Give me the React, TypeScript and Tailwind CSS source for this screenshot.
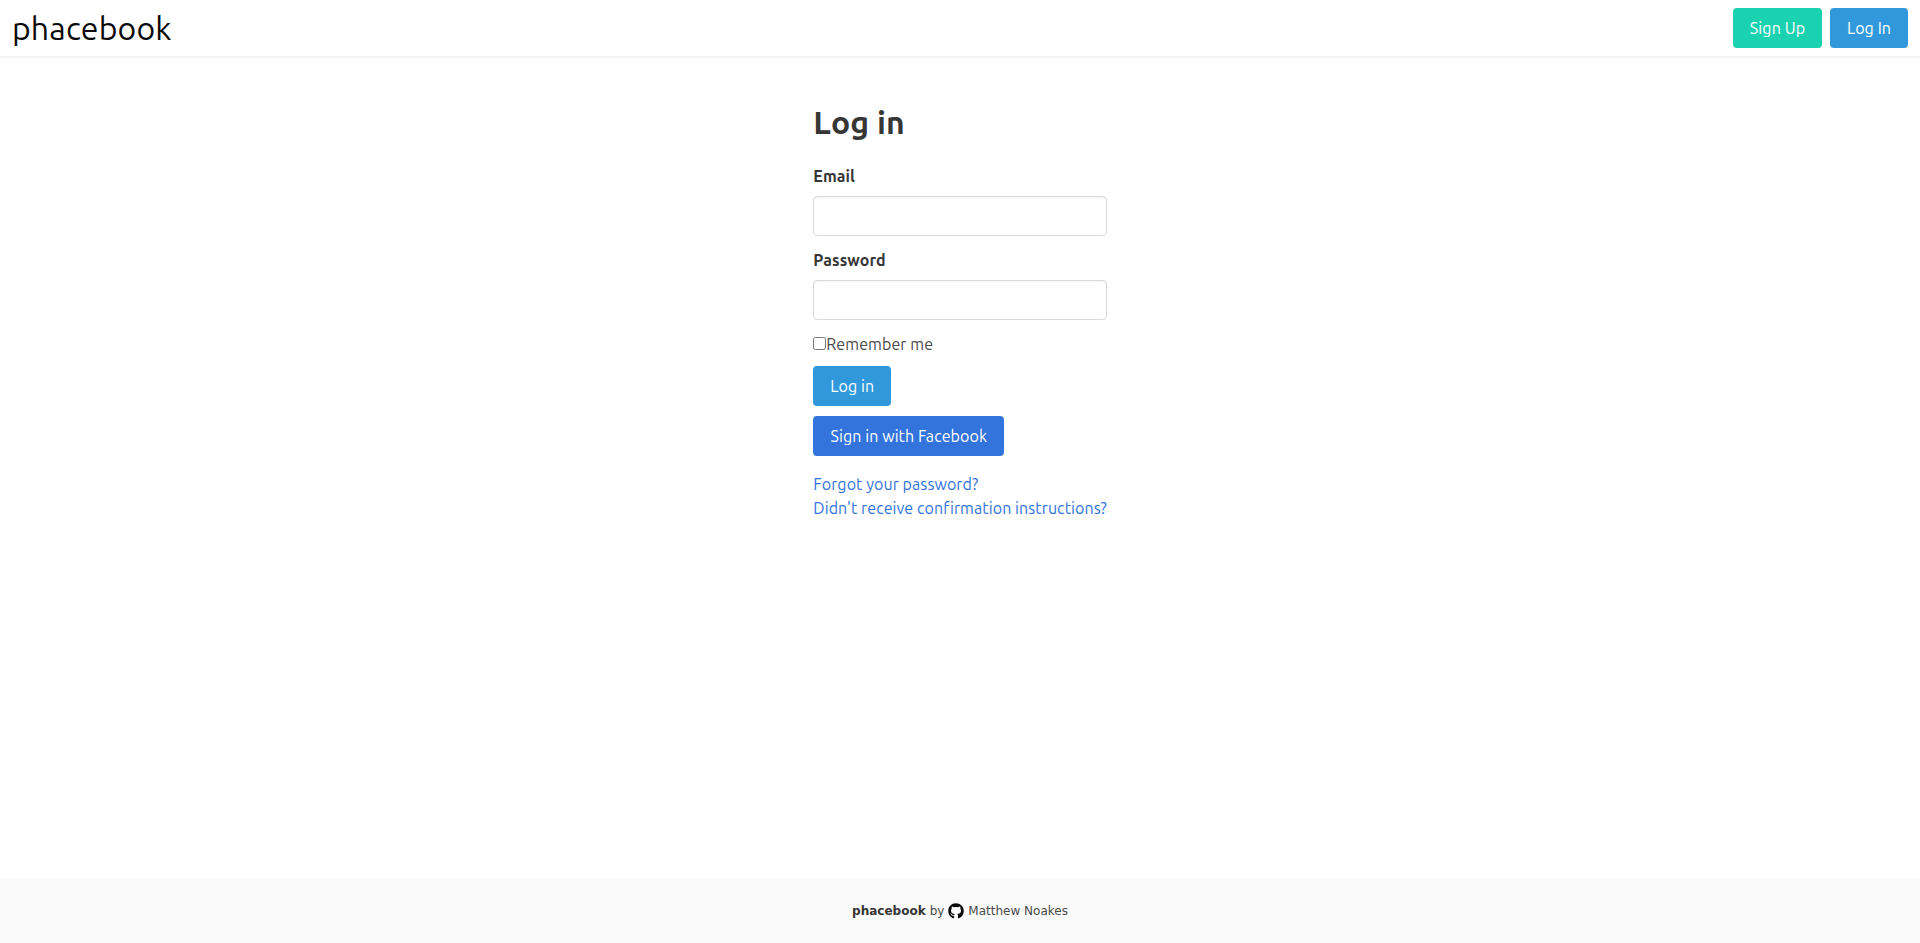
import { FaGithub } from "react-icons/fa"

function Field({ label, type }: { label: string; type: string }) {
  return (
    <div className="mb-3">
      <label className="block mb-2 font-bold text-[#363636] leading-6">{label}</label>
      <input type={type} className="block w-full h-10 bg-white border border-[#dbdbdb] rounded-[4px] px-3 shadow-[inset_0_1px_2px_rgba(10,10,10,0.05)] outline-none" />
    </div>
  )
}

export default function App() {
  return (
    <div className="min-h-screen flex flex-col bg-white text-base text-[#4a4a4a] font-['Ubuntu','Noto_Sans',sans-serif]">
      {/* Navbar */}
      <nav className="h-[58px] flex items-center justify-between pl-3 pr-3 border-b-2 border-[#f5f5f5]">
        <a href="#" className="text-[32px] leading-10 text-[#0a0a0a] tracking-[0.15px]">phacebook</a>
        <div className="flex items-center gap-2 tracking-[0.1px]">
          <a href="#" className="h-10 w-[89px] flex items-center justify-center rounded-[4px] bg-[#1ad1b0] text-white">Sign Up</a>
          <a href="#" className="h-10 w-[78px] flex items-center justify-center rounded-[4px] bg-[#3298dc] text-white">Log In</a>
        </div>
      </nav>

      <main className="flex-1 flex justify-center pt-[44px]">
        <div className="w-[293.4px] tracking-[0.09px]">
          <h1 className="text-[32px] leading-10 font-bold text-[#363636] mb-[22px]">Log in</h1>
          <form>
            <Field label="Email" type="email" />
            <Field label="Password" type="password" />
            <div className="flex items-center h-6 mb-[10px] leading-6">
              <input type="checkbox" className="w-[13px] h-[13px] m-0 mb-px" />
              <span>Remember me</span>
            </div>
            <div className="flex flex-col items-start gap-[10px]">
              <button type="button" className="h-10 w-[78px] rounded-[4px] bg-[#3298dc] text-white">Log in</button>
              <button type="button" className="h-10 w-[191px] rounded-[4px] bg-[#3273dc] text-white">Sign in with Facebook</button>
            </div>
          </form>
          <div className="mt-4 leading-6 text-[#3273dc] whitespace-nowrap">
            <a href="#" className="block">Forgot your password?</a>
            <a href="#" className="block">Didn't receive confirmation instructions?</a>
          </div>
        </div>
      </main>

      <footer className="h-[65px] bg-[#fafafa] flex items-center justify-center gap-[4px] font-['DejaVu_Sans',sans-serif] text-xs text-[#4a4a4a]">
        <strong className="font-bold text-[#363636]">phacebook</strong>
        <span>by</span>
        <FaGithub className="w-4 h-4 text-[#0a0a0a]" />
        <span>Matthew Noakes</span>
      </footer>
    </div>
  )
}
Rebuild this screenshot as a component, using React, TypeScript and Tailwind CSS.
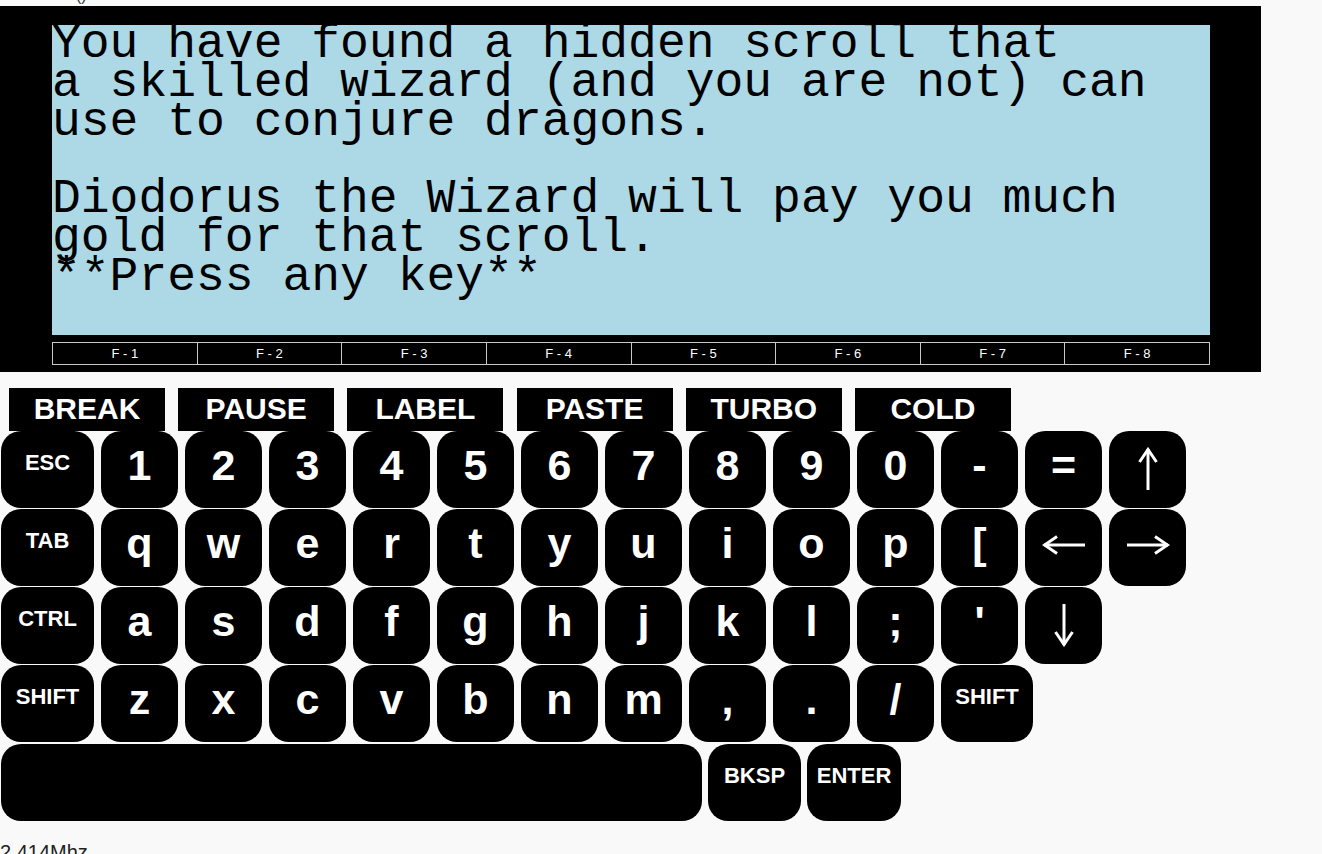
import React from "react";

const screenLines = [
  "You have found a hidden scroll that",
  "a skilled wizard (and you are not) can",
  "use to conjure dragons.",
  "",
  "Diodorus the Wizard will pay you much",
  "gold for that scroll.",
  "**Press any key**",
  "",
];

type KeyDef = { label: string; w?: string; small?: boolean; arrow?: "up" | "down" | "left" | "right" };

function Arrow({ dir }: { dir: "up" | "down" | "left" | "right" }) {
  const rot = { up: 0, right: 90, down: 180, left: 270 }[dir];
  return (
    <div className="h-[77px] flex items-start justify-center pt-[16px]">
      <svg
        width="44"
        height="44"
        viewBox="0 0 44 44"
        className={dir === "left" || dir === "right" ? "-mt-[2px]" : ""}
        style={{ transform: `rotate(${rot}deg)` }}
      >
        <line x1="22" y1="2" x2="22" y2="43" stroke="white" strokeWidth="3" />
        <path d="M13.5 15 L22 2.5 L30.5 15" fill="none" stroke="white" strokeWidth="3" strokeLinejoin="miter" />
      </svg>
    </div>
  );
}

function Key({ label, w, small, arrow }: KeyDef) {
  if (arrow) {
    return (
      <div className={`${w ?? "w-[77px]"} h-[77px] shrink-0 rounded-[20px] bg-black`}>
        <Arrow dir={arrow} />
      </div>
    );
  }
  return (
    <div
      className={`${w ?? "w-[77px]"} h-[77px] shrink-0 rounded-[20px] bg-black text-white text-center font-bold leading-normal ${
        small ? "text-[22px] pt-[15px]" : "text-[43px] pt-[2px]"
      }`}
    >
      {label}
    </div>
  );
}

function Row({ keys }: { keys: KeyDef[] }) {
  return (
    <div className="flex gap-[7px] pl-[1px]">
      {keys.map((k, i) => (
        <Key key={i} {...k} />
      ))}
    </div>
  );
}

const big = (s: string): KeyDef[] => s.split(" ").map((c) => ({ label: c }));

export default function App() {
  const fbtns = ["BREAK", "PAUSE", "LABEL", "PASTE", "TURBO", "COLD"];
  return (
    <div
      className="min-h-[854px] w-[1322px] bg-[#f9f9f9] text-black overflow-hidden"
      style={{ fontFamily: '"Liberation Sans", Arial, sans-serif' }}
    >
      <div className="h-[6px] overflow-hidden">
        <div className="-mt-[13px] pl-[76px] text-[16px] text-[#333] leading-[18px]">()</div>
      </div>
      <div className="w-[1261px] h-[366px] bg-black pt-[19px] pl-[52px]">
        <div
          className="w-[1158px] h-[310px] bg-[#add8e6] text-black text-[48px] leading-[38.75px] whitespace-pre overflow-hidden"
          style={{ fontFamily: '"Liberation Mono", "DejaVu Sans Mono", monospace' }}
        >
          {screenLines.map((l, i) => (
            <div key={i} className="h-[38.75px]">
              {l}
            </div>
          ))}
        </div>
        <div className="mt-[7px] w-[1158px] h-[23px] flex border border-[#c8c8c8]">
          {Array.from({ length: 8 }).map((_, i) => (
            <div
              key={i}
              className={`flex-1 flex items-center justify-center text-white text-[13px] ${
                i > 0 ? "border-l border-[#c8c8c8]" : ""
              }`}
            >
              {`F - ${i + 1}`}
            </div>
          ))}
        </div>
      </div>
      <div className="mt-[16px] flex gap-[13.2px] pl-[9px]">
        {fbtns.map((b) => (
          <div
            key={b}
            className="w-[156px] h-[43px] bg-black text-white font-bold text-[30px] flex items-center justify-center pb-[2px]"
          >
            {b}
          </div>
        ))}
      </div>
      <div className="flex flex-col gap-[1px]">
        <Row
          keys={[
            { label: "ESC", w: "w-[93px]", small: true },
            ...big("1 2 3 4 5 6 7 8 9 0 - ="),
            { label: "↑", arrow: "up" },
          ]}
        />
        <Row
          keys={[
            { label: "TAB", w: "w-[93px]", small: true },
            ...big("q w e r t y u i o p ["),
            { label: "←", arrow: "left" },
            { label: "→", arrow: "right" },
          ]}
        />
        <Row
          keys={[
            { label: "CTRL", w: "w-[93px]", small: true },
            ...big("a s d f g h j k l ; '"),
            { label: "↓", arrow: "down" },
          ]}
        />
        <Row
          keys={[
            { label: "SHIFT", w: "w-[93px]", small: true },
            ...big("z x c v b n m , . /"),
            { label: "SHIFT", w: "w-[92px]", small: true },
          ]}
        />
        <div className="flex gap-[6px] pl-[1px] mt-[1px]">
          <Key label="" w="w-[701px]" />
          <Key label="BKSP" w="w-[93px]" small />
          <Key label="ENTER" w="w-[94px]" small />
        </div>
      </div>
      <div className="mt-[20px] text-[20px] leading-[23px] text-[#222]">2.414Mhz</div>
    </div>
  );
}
----------------------------------------
Required task »
Every record must be copied exactly, with images dropped from the result.

Answer to this exercise »
Give me the React, TypeScript and Tailwind CSS source for this screenshot.
import { FaGithub } from "react-icons/fa"

function Field({ label, type }: { label: string; type: string }) {
  return (
    <div className="mb-3">
      <label className="block mb-2 font-bold text-[#363636] leading-6">{label}</label>
      <input type={type} className="block w-full h-10 bg-white border border-[#dbdbdb] rounded-[4px] px-3 shadow-[inset_0_1px_2px_rgba(10,10,10,0.05)] outline-none" />
    </div>
  )
}

export default function App() {
  return (
    <div className="min-h-screen flex flex-col bg-white text-base text-[#4a4a4a] font-['Ubuntu','Noto_Sans',sans-serif]">
      {/* Navbar */}
      <nav className="h-[58px] flex items-center justify-between pl-3 pr-3 border-b-2 border-[#f5f5f5]">
        <a href="#" className="text-[32px] leading-10 text-[#0a0a0a] tracking-[0.15px]">phacebook</a>
        <div className="flex items-center gap-2 tracking-[0.1px]">
          <a href="#" className="h-10 w-[89px] flex items-center justify-center rounded-[4px] bg-[#1ad1b0] text-white">Sign Up</a>
          <a href="#" className="h-10 w-[78px] flex items-center justify-center rounded-[4px] bg-[#3298dc] text-white">Log In</a>
        </div>
      </nav>

      <main className="flex-1 flex justify-center pt-[44px]">
        <div className="w-[293.4px] tracking-[0.09px]">
          <h1 className="text-[32px] leading-10 font-bold text-[#363636] mb-[22px]">Log in</h1>
          <form>
            <Field label="Email" type="email" />
            <Field label="Password" type="password" />
            <div className="flex items-center h-6 mb-[10px] leading-6">
              <input type="checkbox" className="w-[13px] h-[13px] m-0 mb-px" />
              <span>Remember me</span>
            </div>
            <div className="flex flex-col items-start gap-[10px]">
              <button type="button" className="h-10 w-[78px] rounded-[4px] bg-[#3298dc] text-white">Log in</button>
              <button type="button" className="h-10 w-[191px] rounded-[4px] bg-[#3273dc] text-white">Sign in with Facebook</button>
            </div>
          </form>
          <div className="mt-4 leading-6 text-[#3273dc] whitespace-nowrap">
            <a href="#" className="block">Forgot your password?</a>
            <a href="#" className="block">Didn't receive confirmation instructions?</a>
          </div>
        </div>
      </main>

      <footer className="h-[65px] bg-[#fafafa] flex items-center justify-center gap-[4px] font-['DejaVu_Sans',sans-serif] text-xs text-[#4a4a4a]">
        <strong className="font-bold text-[#363636]">phacebook</strong>
        <span>by</span>
        <FaGithub className="w-4 h-4 text-[#0a0a0a]" />
        <span>Matthew Noakes</span>
      </footer>
    </div>
  )
}
Rebuild this screenshot as a component, using React, TypeScript and Tailwind CSS.
import React from "react";

const screenLines = [
  "You have found a hidden scroll that",
  "a skilled wizard (and you are not) can",
  "use to conjure dragons.",
  "",
  "Diodorus the Wizard will pay you much",
  "gold for that scroll.",
  "**Press any key**",
  "",
];

type KeyDef = { label: string; w?: string; small?: boolean; arrow?: "up" | "down" | "left" | "right" };

function Arrow({ dir }: { dir: "up" | "down" | "left" | "right" }) {
  const rot = { up: 0, right: 90, down: 180, left: 270 }[dir];
  return (
    <div className="h-[77px] flex items-start justify-center pt-[16px]">
      <svg
        width="44"
        height="44"
        viewBox="0 0 44 44"
        className={dir === "left" || dir === "right" ? "-mt-[2px]" : ""}
        style={{ transform: `rotate(${rot}deg)` }}
      >
        <line x1="22" y1="2" x2="22" y2="43" stroke="white" strokeWidth="3" />
        <path d="M13.5 15 L22 2.5 L30.5 15" fill="none" stroke="white" strokeWidth="3" strokeLinejoin="miter" />
      </svg>
    </div>
  );
}

function Key({ label, w, small, arrow }: KeyDef) {
  if (arrow) {
    return (
      <div className={`${w ?? "w-[77px]"} h-[77px] shrink-0 rounded-[20px] bg-black`}>
        <Arrow dir={arrow} />
      </div>
    );
  }
  return (
    <div
      className={`${w ?? "w-[77px]"} h-[77px] shrink-0 rounded-[20px] bg-black text-white text-center font-bold leading-normal ${
        small ? "text-[22px] pt-[15px]" : "text-[43px] pt-[2px]"
      }`}
    >
      {label}
    </div>
  );
}

function Row({ keys }: { keys: KeyDef[] }) {
  return (
    <div className="flex gap-[7px] pl-[1px]">
      {keys.map((k, i) => (
        <Key key={i} {...k} />
      ))}
    </div>
  );
}

const big = (s: string): KeyDef[] => s.split(" ").map((c) => ({ label: c }));

export default function App() {
  const fbtns = ["BREAK", "PAUSE", "LABEL", "PASTE", "TURBO", "COLD"];
  return (
    <div
      className="min-h-[854px] w-[1322px] bg-[#f9f9f9] text-black overflow-hidden"
      style={{ fontFamily: '"Liberation Sans", Arial, sans-serif' }}
    >
      <div className="h-[6px] overflow-hidden">
        <div className="-mt-[13px] pl-[76px] text-[16px] text-[#333] leading-[18px]">()</div>
      </div>
      <div className="w-[1261px] h-[366px] bg-black pt-[19px] pl-[52px]">
        <div
          className="w-[1158px] h-[310px] bg-[#add8e6] text-black text-[48px] leading-[38.75px] whitespace-pre overflow-hidden"
          style={{ fontFamily: '"Liberation Mono", "DejaVu Sans Mono", monospace' }}
        >
          {screenLines.map((l, i) => (
            <div key={i} className="h-[38.75px]">
              {l}
            </div>
          ))}
        </div>
        <div className="mt-[7px] w-[1158px] h-[23px] flex border border-[#c8c8c8]">
          {Array.from({ length: 8 }).map((_, i) => (
            <div
              key={i}
              className={`flex-1 flex items-center justify-center text-white text-[13px] ${
                i > 0 ? "border-l border-[#c8c8c8]" : ""
              }`}
            >
              {`F - ${i + 1}`}
            </div>
          ))}
        </div>
      </div>
      <div className="mt-[16px] flex gap-[13.2px] pl-[9px]">
        {fbtns.map((b) => (
          <div
            key={b}
            className="w-[156px] h-[43px] bg-black text-white font-bold text-[30px] flex items-center justify-center pb-[2px]"
          >
            {b}
          </div>
        ))}
      </div>
      <div className="flex flex-col gap-[1px]">
        <Row
          keys={[
            { label: "ESC", w: "w-[93px]", small: true },
            ...big("1 2 3 4 5 6 7 8 9 0 - ="),
            { label: "↑", arrow: "up" },
          ]}
        />
        <Row
          keys={[
            { label: "TAB", w: "w-[93px]", small: true },
            ...big("q w e r t y u i o p ["),
            { label: "←", arrow: "left" },
            { label: "→", arrow: "right" },
          ]}
        />
        <Row
          keys={[
            { label: "CTRL", w: "w-[93px]", small: true },
            ...big("a s d f g h j k l ; '"),
            { label: "↓", arrow: "down" },
          ]}
        />
        <Row
          keys={[
            { label: "SHIFT", w: "w-[93px]", small: true },
            ...big("z x c v b n m , . /"),
            { label: "SHIFT", w: "w-[92px]", small: true },
          ]}
        />
        <div className="flex gap-[6px] pl-[1px] mt-[1px]">
          <Key label="" w="w-[701px]" />
          <Key label="BKSP" w="w-[93px]" small />
          <Key label="ENTER" w="w-[94px]" small />
        </div>
      </div>
      <div className="mt-[20px] text-[20px] leading-[23px] text-[#222]">2.414Mhz</div>
    </div>
  );
}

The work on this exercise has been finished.